Surprising as it is, Antetokounmpo is now a familiar name in NBA circles, due to Giannis' breakout rookie campaign with the Bucks last season. Thanasis, his older brother, has a lower ceiling but still has the ability to put up defensive numbers and rebounds. Much like Early, he'll have the opportunity to win minutes and could have a fantasy impact. I wouldn't draft him though, more likely, I'll just keep him on my watch list.
Labeyrie won't be in the NBA for a while, so he's only on the dynasty radar, and even then, it's unlikely he makes much of an impact at any stage.
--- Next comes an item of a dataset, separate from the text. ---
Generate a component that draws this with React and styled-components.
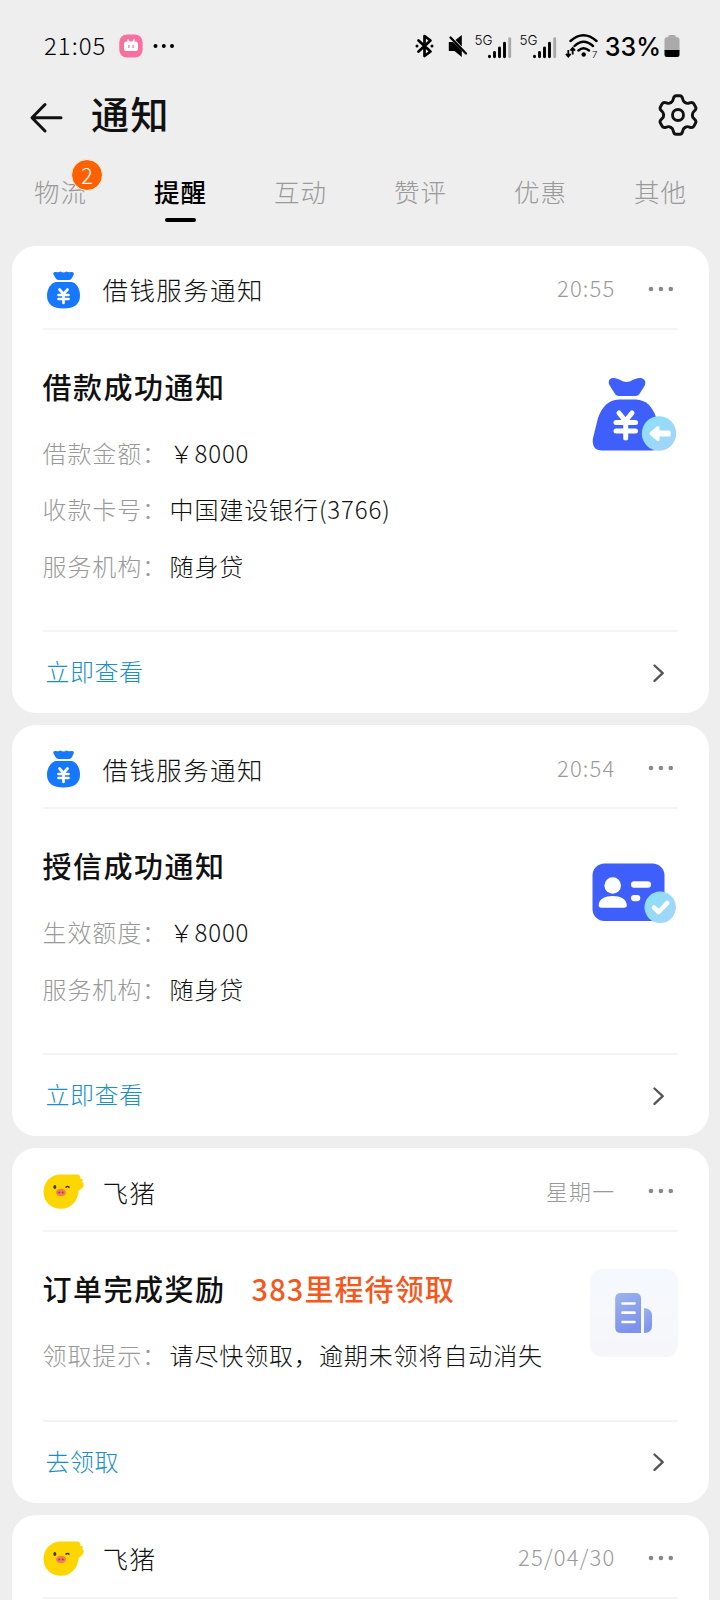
import React from "react";
import styled, { createGlobalStyle } from "styled-components";

const GlobalStyle = createGlobalStyle`
  * {
    box-sizing: border-box;
  }
  body {
    margin: 0;
    background: #eeeeee;
    font-family: "Noto Sans CJK SC", sans-serif;
    font-weight: 300;
    color: #111;
  }
  svg {
    display: block;
    flex: none;
  }
`;

const tabs = [
  { name: "物流", count: 2 },
  { name: "提醒", active: true },
  { name: "互动" },
  { name: "赞评" },
  { name: "优惠" },
  { name: "其他" },
];

const cards = [
  {
    source: "借钱服务通知",
    icon: "money",
    time: "20:55",
    title: "借款成功通知",
    rows: [
      ["借款金额：", "￥8000"],
      ["收款卡号：", "中国建设银行(3766)"],
      ["服务机构：", "随身贷"],
    ],
    picture: "loan",
    link: "立即查看",
  },
  {
    source: "借钱服务通知",
    icon: "money",
    time: "20:54",
    title: "授信成功通知",
    rows: [
      ["生效额度：", "￥8000"],
      ["服务机构：", "随身贷"],
    ],
    picture: "credit",
    link: "立即查看",
  },
  {
    source: "飞猪",
    icon: "pig",
    time: "星期一",
    title: "订单完成奖励",
    extra: "383里程待领取",
    rows: [["领取提示：", "请尽快领取，逾期未领将自动消失"]],
    picture: "order",
    link: "去领取",
  },
  { source: "飞猪", icon: "pig", time: "25/04/30", rows: [] },
];

const Signal = () => (
  <svg width="37" height="26" viewBox="0 0 37 26">
    <text x="-.5" y="12" fontFamily="Inter" fontSize="13.500" fontWeight="300">
      5G
    </text>
    <g strokeWidth="2.900" strokeLinecap="round" stroke="#000">
      <path d="M14.500 23.300v.5M19.500 19.500v4.300M24.500 15V23.800M29.500 10.300v13.500" />
      <path d="M34.700 5.800V23.800" stroke="#aaa" />
    </g>
  </svg>
);

const MoneyIcon = () => (
  <svg width="40" height="40" viewBox="0 0 40 40">
    <path
      fill="#1677ff"
      d="M10 2Q12.500 2.800 14.500 1.500Q17.500 3.300 20.500 1.500Q22.500 2.800 25 2Q28.500 1.500 27.700 4.500L26 8Q25 10 23 10H12.500Q10.500 10 9.500 8L7.500 4.500Q6.500 1.500 10 2Z"
    />
    <path
      fill="#1677ff"
      d="M10 12H25.500C30 12.500 34 18.500 34 25.500C34 34.500 28 38.500 17.500 38.500C7 38.500 1 34.500 1 25.500C1 18.500 5.500 12.500 10 12Z"
    />
    <path
      d="M13.500 19.500l4 4.500 4-4.500M12.500 25h10M12.500 29h10M17.500 24v9"
      fill="none"
      stroke="#fff"
      strokeWidth="2.700"
      strokeLinecap="round"
    />
  </svg>
);

const PigIcon = () => (
  <svg width="41" height="36" viewBox="0 0 41 36">
    <path
      fill="#fdd600"
      d="M17.500.5H35Q38 1.500 37.500 5Q41 4.500 39.200 8Q41.500 9.500 40.200 12.500Q38 16 35.800 16.500C35 27 28 34.800 18 34.800C8 34.800.5 27.500.5 18C.5 8 8 .5 17.500.5Z"
    />
    <ellipse cx="11.800" cy="13" rx="1.500" ry="2" fill="#493022" />
    <path
      d="M22.500 13.500Q24.500 11.500 26.500 13.500"
      fill="none"
      stroke="#493022"
      strokeWidth="1.500"
    />
    <ellipse cx="18" cy="18.500" rx="5" ry="3.800" fill="#f27d5d" />
    <circle cx="16.300" cy="18.500" r="1" fill="#a6402e" />
    <circle cx="19.700" cy="18.500" r="1" fill="#a6402e" />
  </svg>
);

const BadgeGradient = ({ id }) => (
  <linearGradient id={id} x1="0" y1="0" x2="1" y2="1">
    <stop offset="0" stopColor="#8be0f8" />
    <stop offset="1" stopColor="#a5d3fa" />
  </linearGradient>
);

const LoanPicture = () => (
  <svg width="86" height="76" viewBox="0 0 86 76">
    <defs>
      <BadgeGradient id="loanBadge" />
    </defs>
    <path
      fill="#3e5ffc"
      d="M21 2C26 1.500 30 6 34.500 6C39 6 43 1.500 48.500 2C53 2.500 54.500 6 52.500 10L48 17Q46.500 20 43.500 20H27Q24 20 22.500 17L18 10C15.500 5.500 17 2.500 21 2Z"
    />
    <path
      fill="#3e5ffc"
      d="M27 23.500H44C54 24 60 30 64 41L68 61Q70 74.500 60 74.500H10Q0 74.500 .8 63L6 42C10 31 16 24 27 23.500Z"
    />
    <path
      d="M27 37l6.500 8 6.500-8M24 46.500h19.500M24 55h19.500M33.700 46v16"
      fill="none"
      stroke="#fff"
      strokeWidth="5"
      strokeLinecap="round"
      strokeLinejoin="round"
    />
    <circle cx="67" cy="57.500" r="17.200" fill="url(#loanBadge)" />
    <path
      fill="#fff"
      stroke="#fff"
      strokeWidth="3"
      strokeLinejoin="round"
      d="M59 57.500L66 51.500V56H77.200V59H66V63.500Z"
    />
  </svg>
);

const CreditPicture = () => (
  <svg width="86" height="62" viewBox="0 0 86 62">
    <defs>
      <BadgeGradient id="creditBadge" />
    </defs>
    <rect x=".5" y=".5" width="72" height="57.500" rx="12" fill="#3e5ffc" />
    <circle cx="20.700" cy="22.500" r="8.300" fill="#fff" />
    <path
      fill="#fff"
      d="M6.700 42C7 36 13 33 20.700 33C28.500 33 34.500 36 34.800 42Q35 44.800 32 44.800H9.500Q6.500 44.800 6.700 42Z"
    />
    <rect x="39" y="18.300" width="20" height="6.400" rx="3.200" fill="#fff" />
    <rect x="39" y="32" width="9.300" height="6.200" rx="3.100" fill="#fff" />
    <circle cx="68.200" cy="44.300" r="15.700" fill="url(#creditBadge)" />
    <path
      d="M62 44.500l4.700 4.500 8.500-9"
      fill="none"
      stroke="#fff"
      strokeWidth="4.600"
      strokeLinecap="round"
      strokeLinejoin="round"
    />
  </svg>
);

const OrderPicture = () => (
  <svg width="88" height="88" viewBox="0 0 88 88">
    <defs>
      <linearGradient id="orderBack" x1="0" y1="0" x2="0" y2="1">
        <stop offset="0" stopColor="#f5f9fd" />
        <stop offset="1" stopColor="#f6f6fa" />
      </linearGradient>
      <linearGradient id="orderSheet" x1="0" y1="0" x2=".4" y2="1">
        <stop offset="0" stopColor="#9db4ee" />
        <stop offset="1" stopColor="#7d92ea" />
      </linearGradient>
    </defs>
    <rect width="88" height="88" rx="12" fill="url(#orderBack)" />
    <path
      fill="url(#orderSheet)"
      d="M31 24H45.500Q51 24 51 29.500V64H31Q25.200 64 25.200 58.500V29.500Q25.200 24 31 24Z"
    />
    <path fill="url(#orderSheet)" d="M54 39Q62 39.500 62 47V57Q62 64 54 64Z" />
    <path
      d="M32.500 34.500h12M32.500 43.700h12M32.500 53h12"
      stroke="#fff"
      strokeWidth="2.700"
      strokeLinecap="round"
    />
  </svg>
);

const GEAR_TOOTH =
  "M-7.200 12.400C-5.400 13.200-5 14-4.700 16C-4.300 18.400-3.500 19.300-1.800 19.300L1.800 19.300C3.500 19.300 4.300 18.400 4.700 16C5 14 5.400 13.200 7.200 12.400";

// one tooth outline, repeated every 60 degrees
const GearIcon = () => (
  <svg width="42" height="44" viewBox="-21 -22 42 44">
    <g fill="none" stroke="#111" strokeWidth="2.900" strokeLinecap="round">
      {[0, 60, 120, 180, 240, 300].map((deg) => (
        <path key={deg} d={GEAR_TOOTH} transform={`rotate(${deg})`} />
      ))}
      <circle r="5.500" />
    </g>
  </svg>
);

const icons = { money: MoneyIcon, pig: PigIcon };
const pictures = {
  loan: LoanPicture,
  credit: CreditPicture,
  order: OrderPicture,
};

const Card = ({ card }) => {
  const Icon = icons[card.icon];
  const Picture = pictures[card.picture];
  return (
    <CardBox>
      <CardHead>
        <IconCell $kind={card.icon}>
          <Icon />
        </IconCell>
        <Source>{card.source}</Source>
        <Time>{card.time}</Time>
        <svg width="26" height="6" viewBox="0 0 26 6" fill="#888">
          <circle cx="3" cy="3" r="2.300" />
          <circle cx="12.900" cy="3" r="2.300" />
          <circle cx="22.800" cy="3" r="2.300" />
        </svg>
      </CardHead>
      {card.title && (
        <>
          <CardBody>
            <Detail>
              <Title>
                {card.title}
                {card.extra && <Extra>{card.extra}</Extra>}
              </Title>
              {card.rows.map(([label, value]) => (
                <Row key={label}>
                  <Label>{label}</Label>
                  <span>{value}</span>
                </Row>
              ))}
            </Detail>
            <PictureCell $kind={card.picture}>
              <Picture />
            </PictureCell>
          </CardBody>
          <CardFoot>
            <FootLink>{card.link}</FootLink>
            <svg width="12" height="20" viewBox="0 0 12 20">
              <path
                d="M1.500 2.500l8.200 7.700-8.200 7.700"
                fill="none"
                stroke="#555"
                strokeWidth="2.300"
                strokeLinecap="round"
                strokeLinejoin="round"
              />
            </svg>
          </CardFoot>
        </>
      )}
    </CardBox>
  );
};

const App = () => {
  return (
    <Page>
      <GlobalStyle />
      <StatusBar>
        <Clock>21:05</Clock>
        <svg width="24" height="24" viewBox="0 0 24 24">
          <rect x=".3" y=".5" width="23.300" height="23" rx="7.500" fill="#f9709f" />
          <path
            d="M9 6l.8 2M15 6l-.8 2"
            stroke="#fff"
            strokeWidth="1.800"
            strokeLinecap="round"
          />
          <rect x="5" y="7.500" width="14" height="9.500" rx="2.500" fill="#fff" />
          <path
            d="M9.900 11.500v2M14.100 11.500v2"
            stroke="#f9709f"
            strokeWidth="1.300"
            strokeLinecap="round"
          />
        </svg>
        <MoreDots width="22" height="6" viewBox="0 0 22 6">
          <circle cx="2.500" cy="3" r="2" />
          <circle cx="10.800" cy="3" r="2" />
          <circle cx="19" cy="3" r="2" />
        </MoreDots>
        <StatusIcons>
          <svg width="19" height="24" viewBox="0 0 19 24">
            <path
              d="M3.500 6.500L15.500 17.500L9.500 22V2l6 4.500L3.500 17.500"
              fill="none"
              stroke="#000"
              strokeWidth="2.700"
              strokeLinejoin="round"
              strokeLinecap="round"
            />
            <circle cx="2" cy="12" r="1.500" />
            <circle cx="17" cy="12" r="1.500" />
          </svg>
          <MuteIcon width="20" height="24" viewBox="0 0 20 24">
            <path d="M7.500 6L13.800 1V12.500Z" />
            <path d="M.8 8H5L13.800 16.500V23L6.500 17H.8Z" />
            <path
              d="M2.500 3.500L18 19.500"
              stroke="#000"
              strokeWidth="2.300"
              strokeLinecap="round"
            />
          </MuteIcon>
          <Signal />
          <Signal />
          <svg width="34" height="26" viewBox="0 0 34 26">
            <path
              d="M5.500 8Q18.500-3.500 31.500 8M9.500 13Q18.500 4.500 28 13M13.500 17.500Q18.500 13 24 17.500"
              fill="none"
              stroke="#000"
              strokeWidth="2.400"
              strokeLinecap="round"
            />
            <circle cx="18.700" cy="21.500" r="2.200" />
            <path
              d="M3.300 17v6M1 20.800l2.300 2.700 2.300-2.700M7.700 21.500v-6M5.400 17.700l2.300-2.700 2.300 2.700"
              fill="none"
              stroke="#000"
              strokeWidth="1.800"
            />
            <text x="27" y="24.500" fontFamily="Inter" fontSize="9.500">
              7
            </text>
          </svg>
          <Percent>33%</Percent>
          <svg width="16" height="24" viewBox="0 0 16 24">
            <path
              d="M4 3Q4 1 6 1H10Q12 1 12 3Q15.500 3 15.500 6V17H.5V6Q.5 3 4 3Z"
              fill="#aaa"
            />
            <path d="M.5 16H15.500V20.500Q15.500 23 13 23H3Q.5 23 .5 20.500Z" />
          </svg>
        </StatusIcons>
      </StatusBar>
      <Header>
        <BackIcon width="34" height="32" viewBox="0 0 34 32">
          <path
            d="M16 2.500L3 15.800l13 13.200M3.500 15.800h28.500"
            fill="none"
            stroke="#111"
            strokeWidth="3"
            strokeLinecap="round"
            strokeLinejoin="round"
          />
        </BackIcon>
        <Heading>通知</Heading>
        <GearIcon />
      </Header>
      <Tabs>
        {tabs.map((tab) => (
          <Tab key={tab.name} $active={tab.active}>
            {tab.name}
            {tab.count && <Badge>{tab.count}</Badge>}
          </Tab>
        ))}
      </Tabs>
      <CardList>
        {cards.map((card, i) => (
          <Card key={i} card={card} />
        ))}
      </CardList>
    </Page>
  );
};

const Page = styled.div`
  width: 720px;
  height: 1600px;
  overflow: hidden;
  background: #eeeeee;
`;

const StatusBar = styled.div`
  display: flex;
  align-items: center;
  height: 72px;
  padding: 20px 40px 0 44px;
`;

const Clock = styled.span`
  width: 75px;
  padding-bottom: 3px;
  font-size: 24px;
  line-height: 30px;
  letter-spacing: 1px;
  color: #000;
`;

const MoreDots = styled.svg`
  margin-left: 10px;
`;

const StatusIcons = styled.div`
  display: flex;
  align-items: center;
  margin-left: auto;
  gap: 8px;
`;

const MuteIcon = styled.svg`
  margin: 0 -1px 0 6px;
`;

const Percent = styled.span`
  margin: 1px -5px 0 -2px;
  font-family: Inter, sans-serif;
  font-size: 25px;
  font-weight: 500;
  line-height: 30px;
  color: #000;
`;

const Header = styled.div`
  display: flex;
  align-items: center;
  height: 86px;
  padding: 0 21px 0 29px;
`;

const BackIcon = styled.svg`
  margin-top: 6px;
`;

const Heading = styled.h1`
  flex: 1;
  margin: 0 0 5px 28px;
  font-size: 38px;
  font-weight: 500;
  line-height: 50px;
  letter-spacing: 1.500px;
`;

const Tabs = styled.div`
  display: grid;
  grid-template-columns: repeat(6, 1fr);
  height: 87.500px;
`;

const Tab = styled.div`
  position: relative;
  display: flex;
  flex-direction: column;
  align-items: center;
  padding: 15px 0 0 1px;
  font-size: 25.500px;
  line-height: 36px;
  letter-spacing: 1px;
  font-weight: ${(props) => (props.$active ? 500 : 300)};
  color: ${(props) => (props.$active ? "#000" : "#999")};
  &::after {
    content: "";
    width: 31px;
    height: 4px;
    margin-top: 9px;
    border-radius: 2px;
    background: ${(props) => (props.$active ? "#000" : "transparent")};
  }
`;

const Badge = styled.span`
  position: absolute;
  top: 1px;
  left: 71px;
  width: 32px;
  height: 32px;
  border: 1px solid #fff4e6;
  border-radius: 50%;
  background: #ff6000;
  color: #fff;
  font-size: 22px;
  font-weight: 300;
  line-height: 28px;
  letter-spacing: 0;
  text-align: center;
`;

const CardList = styled.div`
  display: flex;
  flex-direction: column;
  gap: 12px;
  padding: 0 11.500px;
`;

const CardBox = styled.section`
  flex: none;
  padding: 0 31px;
  border-radius: 24px;
  background: #fff;
  &:last-child {
    min-height: 120px;
  }
`;

const CardHead = styled.div`
  display: flex;
  align-items: center;
  height: 84px;
  padding: 4px 4px 0 0;
  border-bottom: 2px solid #f4f4f4;
`;

const IconCell = styled.div`
  display: flex;
  justify-content: center;
  width: 42px;
  margin-right: 18px;
  padding-left: ${(props) => (props.$kind === "money" ? 4 : 0)}px;
  padding-top: 2px;
`;

const Source = styled.span`
  flex: 1;
  padding-top: 1px;
  font-size: 25.500px;
  letter-spacing: 1.400px;
  line-height: 36px;
`;

const Time = styled.span`
  margin-right: 32px;
  padding-bottom: 3px;
  font-size: 22px;
  letter-spacing: 1.200px;
  line-height: 32px;
  color: #999;
`;

const CardBody = styled.div`
  display: flex;
  padding-bottom: 36px;
  border-bottom: 2px solid #f4f4f4;
`;

const Detail = styled.div`
  flex: 1;
`;

const Title = styled.h2`
  margin: 0;
  padding: 36px 0 19px;
  font-size: 29px;
  font-weight: 500;
  line-height: 40px;
  letter-spacing: 1.500px;
  white-space: nowrap;
`;

const Extra = styled.span`
  margin-left: 26px;
  letter-spacing: 1.100px;
  color: #f4581c;
`;

const Row = styled.div`
  display: flex;
  height: 56.500px;
  font-size: 24px;
  line-height: 56.500px;
  letter-spacing: 0.900px;
  white-space: nowrap;
`;

const Label = styled.span`
  width: 127px;
  color: #999;
`;

const PictureCell = styled.div`
  margin-top: ${(props) =>
    ({ loan: 46, credit: 54, order: 37 })[props.$kind]}px;
`;

const CardFoot = styled.div`
  display: flex;
  align-items: center;
  justify-content: space-between;
  height: 81px;
  padding: 0 13px 0 3px;
`;

const FootLink = styled.span`
  padding-bottom: 4px;
  font-size: 24px;
  letter-spacing: 0.500px;
  color: #1a90c8;
`;

export default App;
Spencer Dinwiddie PG/SG (38)
It's a great pick for Detroit who were horrible at guard last season. He could easily start next to Brandon Jennings or back him up, and he should be able to contribute in assists straight away. Dinwiddie is more of a deeper league target initially, but I love his value in dynasty leagues as I don't think it will take long for coach Stan Van Gundy to get frustrated with Jennings' poor decision making.
Markel Brown SG (44)
Xavier Thames SG (59)
Cory Jefferson SF (60)
The Nets came into the draft with no picks, but due to trades and some Russian oligarch cash, ended with three late second rounders. It's unlikely any of these guys contribute this season, but Brown has value in dynasty when guys like Deron Williams and Joe Johnson start (or continue) their fade from stardom.
New Orleans Pelicans
Russ Smith PG/SG (47)
New Orleans also entered the draft with no picks but traded Pierre Jackson to Philadelphia to grab Russ Smith. The backcourt is crowded in The Big Easy, with Jrue Holiday, Tyreke Evans, Austin Rivers and Eric Gordon ahead of him on the depth chart, but Smith was a proven performer in his four years at Louisville. He's worth a look in dynasty leagues due to the many injury concerns the Pelicans seem to always be faced with, but that's about it.
And that's it. All 60 picks done and dusted for another season. Let's just hope that their play on the court (and in the fantasy box score) lives up to the hype. There are going to be a heap of rookies permeating our drafts this season, and the impact on dynasty leagues will be felt for seasons to come. All we can do now is enjoy.